Allen Gilliland wrote:
i believe this should be inherent to the way we do tag support. any way we allow people to find content via
tags should allow for tag intersections. so you wouldn't need to define a special category called
"Anil's Java Tips" which is a combination of entries tagged with "java" and
"tips" because someone could already get that by using a url like /tags/rss/anil/java+tips
I mostly agree. It's just a question of knowing what combinations are
available and make sense for a given blog. Folders based on tags allow
the blogger to lay down an organization on the most prominent tag
combinations. For small numbers of combinations, one does nearly as
well with simple links of the form you indicate with the most
interesting tag combinations for a given blog just named and listed on
the main page or elsewhere on the blog.
Anil Gangolli:
(1) One may want to distinguish between "global" or "public" tags
(folksonomic classfications) which are intended to make sense in a wide
setting, for example, to match what someone else might be searching for
and which may be useful to sites like Technorati, and "local" or
"personal" tags (personal taxonomies) which are really only for
interpretation in a very local context. People make category names of
both varieties. For example, in my little blog, I use the category
"chow" for food/restaurant-related stuff and "System.out" for
miscellany. These can still be tags, but they are not useful ones, and
may even be confusing ones to use in a public setting.
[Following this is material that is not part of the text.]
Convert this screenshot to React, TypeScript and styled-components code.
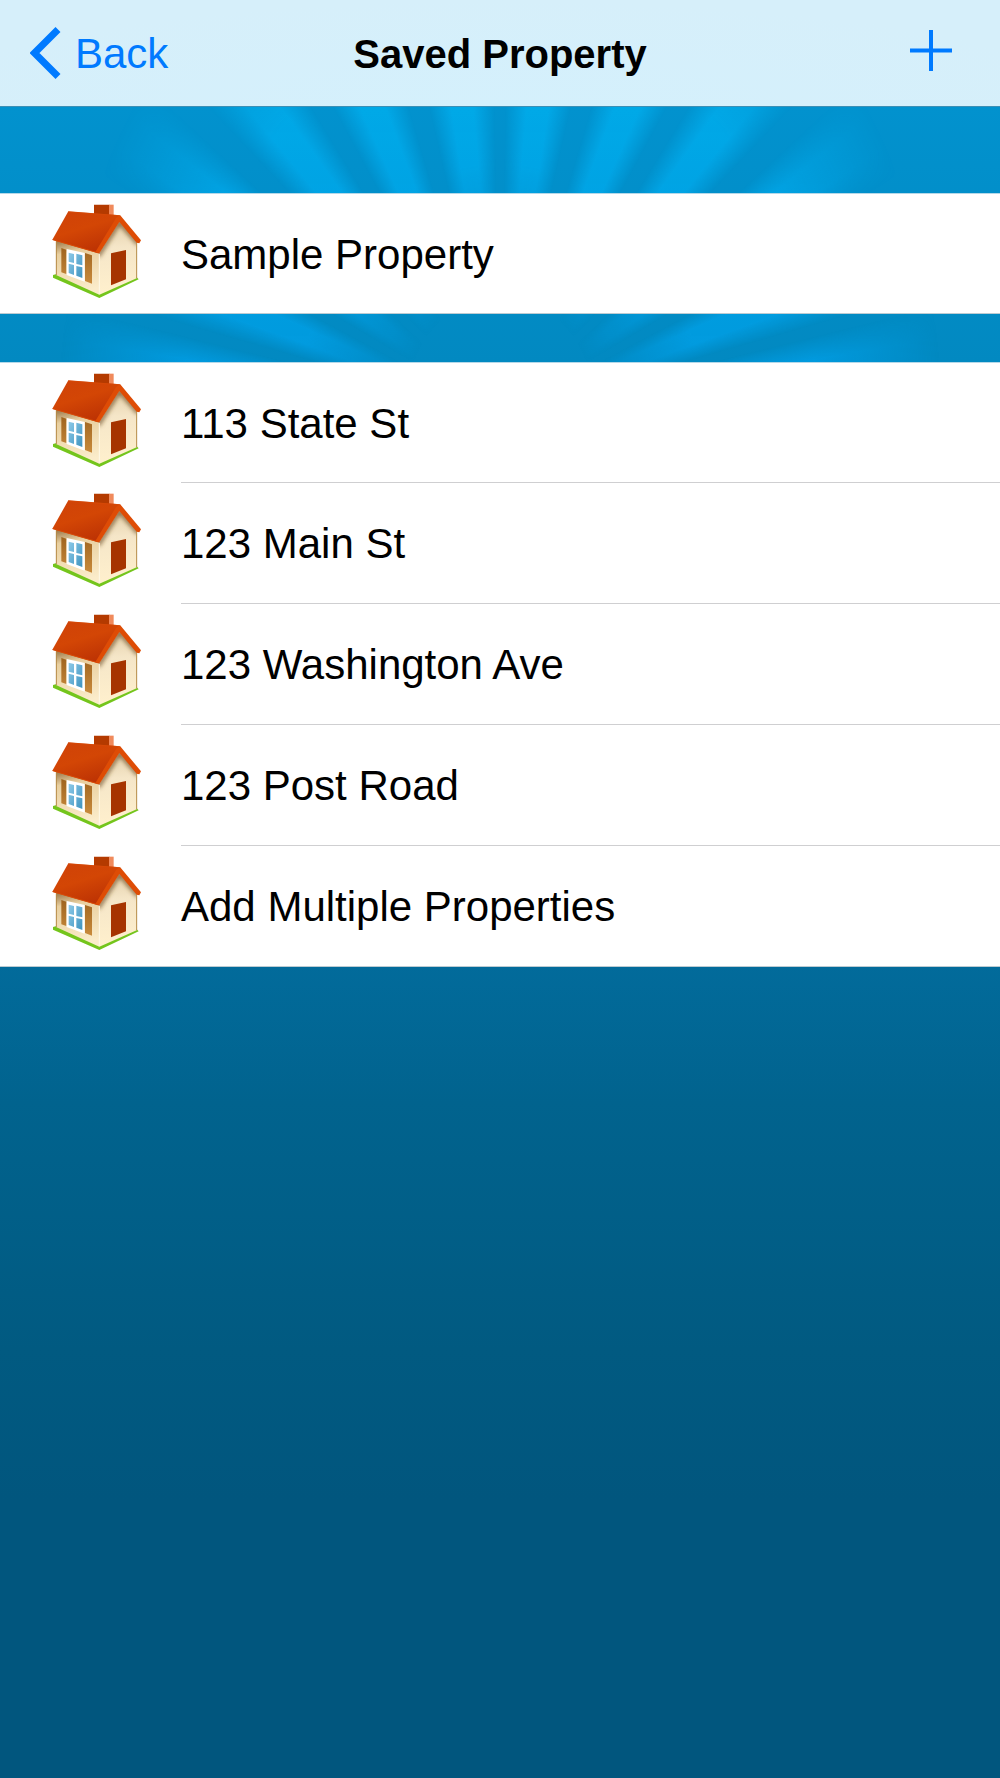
import React from 'react';
import styled, { createGlobalStyle } from 'styled-components';

const GlobalStyle = createGlobalStyle`
  *, *::before, *::after { box-sizing: border-box; }
  html { background: #01567e; }
  body {
    margin: 0;
    font-family: "Liberation Sans", Arial, Helvetica, sans-serif;
    font-size: 42px;
    line-height: 48px;
    color: #000;
  }
`;

// Centre angle of each light ray, in degrees away from vertical.
const rayAngles = [-82, -68, -53, -37.5, -22.5, -7, 7, 22.5, 37.5, 53, 68, 82];
const rayStops = rayAngles
  .map((angle) => {
    const a = angle + 100;
    return `transparent ${a - 6}deg, #000 ${a - 2}deg, #000 ${a + 2}deg, transparent ${a + 6}deg`;
  })
  .join(', ');

const Page = styled.div`
  position: relative;
  isolation: isolate;
  min-height: 100vh;
  background: linear-gradient(
    #0294d2 0,
    #0292ce 107px,
    #0289c1 362px,
    #026b9b 966px,
    #01638e 1103px,
    #015a81 1350px,
    #01567e 1500px
  );

  &::before {
    content: "";
    position: absolute;
    z-index: -1;
    inset: 0 0 auto;
    height: 415px;
    background: linear-gradient(rgba(0, 190, 255, 0.52) 107px, rgba(0, 170, 250, 0.5) 362px);
    mask-image:
      conic-gradient(from -100deg at 50% 100%, ${rayStops}),
      radial-gradient(
        480px 600px at 50% 100%,
        transparent 20%,
        #000 42%,
        #000 66%,
        transparent 92%
      );
    mask-composite: intersect;
  }
`;

const NavBar = styled.header`
  display: grid;
  grid-template-columns: 1fr auto 1fr;
  align-items: center;
  height: 107px;
  padding: 0 48px 0 30px;
  background: radial-gradient(60% 100% at 50% 100%, #d4f0fc, #d6effa);
  border-bottom: 1px solid #3c8fb5;
`;

const BackLink = styled.a`
  justify-self: start;
  display: flex;
  align-items: center;
  gap: 13px;
  color: #007aff;
  text-decoration: none;
`;

const BackText = styled.span`
  padding-top: 2px;
`;

const Title = styled.h1`
  margin: 0 0 0 18px;
  padding-top: 2px;
  font-size: 40px;
  font-weight: 700;
`;

const AddButton = styled.button`
  justify-self: end;
  display: flex;
  padding: 0;
  border: 0;
  background: none;
  color: #007aff;
  cursor: pointer;
`;

const Groups = styled.main`
  display: flex;
  flex-direction: column;
  gap: 48px;
  padding-top: 86px;
`;

const Group = styled.ul`
  margin: 0;
  padding: 0;
  list-style: none;
  background: #fff;
`;

const Label = styled.span`
  flex: 1;
  display: flex;
  align-items: center;
  padding-top: 2px;
  border-bottom: 1px solid #cfcfd1;
`;

const Item = styled.li`
  display: flex;
  height: 121px;

  &:first-child { border-top: 1px solid #b5d8e8; }
  &:last-child { border-bottom: 1px solid #bccbd2; }
  &:last-child ${Label} { border-bottom: 0; }
`;

const ItemButton = styled.button`
  flex: 1;
  display: flex;
  gap: 39px;
  padding: 0 0 0 52px;
  border: 0;
  background: none;
  color: inherit;
  font: inherit;
  text-align: left;
  cursor: pointer;
`;

const HouseIcon = styled.svg`
  flex: none;
  width: 90px;
  height: 94px;
  margin-top: 10px;
`;

const HouseDefs = styled.svg`
  display: block;
  width: 0;
  height: 0;
  position: absolute;
`;

function HouseArtwork() {
  return (
    <HouseDefs aria-hidden="true">
      <defs>
        <linearGradient id="roof" x1="0" y1="0" x2="0.5" y2="1">
          <stop offset="0" stopColor="#cf4208" />
          <stop offset="0.5" stopColor="#d34605" />
          <stop offset="1" stopColor="#bd3304" />
        </linearGradient>
        <linearGradient id="sideWall" x1="0" y1="0" x2="0.15" y2="1">
          <stop offset="0" stopColor="#8f6b3d" />
          <stop offset="0.28" stopColor="#e8cf9f" />
          <stop offset="1" stopColor="#fbecca" />
        </linearGradient>
        <linearGradient id="frontWall" x1="0" y1="0" x2="0" y2="1">
          <stop offset="0" stopColor="#e3d0ab" />
          <stop offset="0.35" stopColor="#f5e6c8" />
          <stop offset="1" stopColor="#fff0cd" />
        </linearGradient>
        <linearGradient id="shutter" x1="0" y1="0" x2="0" y2="1">
          <stop offset="0" stopColor="#9f641f" />
          <stop offset="1" stopColor="#c98b3c" />
        </linearGradient>
        <linearGradient id="pane" x1="0" y1="0" x2="1" y2="1">
          <stop offset="0" stopColor="#8cc9e8" />
          <stop offset="1" stopColor="#3f94bf" />
        </linearGradient>
        <clipPath id="gable">
          <path d="M177 187 L238 92 L290 152 L290 266 L178 315 Z" />
        </clipPath>
        <filter id="eaves" x="-30%" y="-30%" width="160%" height="160%">
          <feGaussianBlur stdDeviation="6" />
        </filter>
        <symbol id="house" viewBox="36 40 270 282">
          <path d="M39 253 L50 250 L178 306 L290 260 L296 266 L178 322 L39 261 Z" fill="#74c51c" />
          <path d="M48 145 L178 180 L178 312 L48 253 Z" fill="url(#sideWall)" />
          <path d="M177 187 L238 92 L290 152 L290 263 L178 312 Z" fill="url(#frontWall)" />
          <g clipPath="url(#gable)">
            <path d="M174 196 L238 94 L296 160" fill="none" stroke="#6b4a24" strokeOpacity="0.75" strokeWidth="13" filter="url(#eaves)" />
          </g>
          <path d="M49 150 L49 253 M290 154 L290 263" stroke="#b58a45" strokeWidth="3" />
          <path d="M178 190 L178 311" stroke="#fff8e4" strokeWidth="3" />
          <path d="M64 172 L79 177 L79 250 L64 245 Z M135 187 L156 194 L156 279 L135 271 Z" fill="url(#shutter)" />
          <path d="M80 175 L134 187 L134 273 L80 253 Z" fill="#fff" />
          <path
            d="M86 186 L102 190 L102 217 L86 213 Z M109 189 L127 194 L127 224 L109 220 Z M86 219 L102 223 L102 253 L86 247 Z M109 226 L127 230 L127 262 L109 255 Z"
            fill="url(#pane)"
          />
          <path d="M213 188 L258 178 L258 266 L213 284 Z" fill="#a63400" />
          <path d="M162 42 L208 42 L208 76 L162 70 Z" fill="#b43a00" />
          <path d="M207 42 L221 42 L221 76 L207 76 Z" fill="#f08a5c" />
          <path d="M85 62 L240 74 L176 188 L37 147 Z" fill="url(#roof)" />
          <path d="M85 64 L238 75" stroke="#d84a06" strokeWidth="2" />
          <path d="M38 147 L176 187" stroke="#d84a06" strokeWidth="3" />
          <path d="M240 73 L303 149 L298 158 L290 156 L238 94 L178 188 L166 184 L228 82 Z" fill="#de4c05" />
        </symbol>
      </defs>
    </HouseDefs>
  );
}

const groups = [
  ['Sample Property'],
  ['113 State St', '123 Main St', '123 Washington Ave', '123 Post Road', 'Add Multiple Properties'],
];

export default function App() {
  return (
    <Page>
      <GlobalStyle />
      <HouseArtwork />
      <NavBar>
        <BackLink href="#back">
          <svg width="32" height="52" viewBox="0 0 32 52" aria-hidden="true">
            <path d="M28 2.5 L4.5 26 L28 49.5" fill="none" stroke="currentColor" strokeWidth="7" />
          </svg>
          <BackText>Back</BackText>
        </BackLink>
        <Title>Saved Property</Title>
        <AddButton type="button" aria-label="Add property">
          <svg width="42" height="48" viewBox="0 0 42 48" aria-hidden="true">
            <path d="M21 1 V42 M0 21.5 H42" fill="none" stroke="currentColor" strokeWidth="4" />
          </svg>
        </AddButton>
      </NavBar>
      <Groups>
        {groups.map((names) => (
          <Group key={names[0]}>
            {names.map((name) => (
              <Item key={name}>
                <ItemButton type="button">
                  <HouseIcon aria-hidden="true">
                    <use href="#house" />
                  </HouseIcon>
                  <Label>{name}</Label>
                </ItemButton>
              </Item>
            ))}
          </Group>
        ))}
      </Groups>
    </Page>
  );
}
i think this would get way too complicated. i think there should only be a
single tag library/index which applies to everything
Well, this is an area where once you start considering the impact of
publishing tags to aggregators and using them in search engines, it
changes your point of view. One big component of noise in folksonomies
comes just from the fact that people don't consider whether the tag is
going to be used in a public/shared setting or not. [e.g. Flickr photos
tagged "me" (yes, there are plenty). Blog entries tagged "misc" or
"other". Maybe useful in a local context, where one understands the
blogger/poster or the context of other categories, but not in the public
context.]
One way to ease this would be to have all tags be understood to be
public (which is not something to enforce but to educate/clarify), but
allow the ability to assign a local name to a public tag combination.
This becomes essentially a local category or folder.
--a.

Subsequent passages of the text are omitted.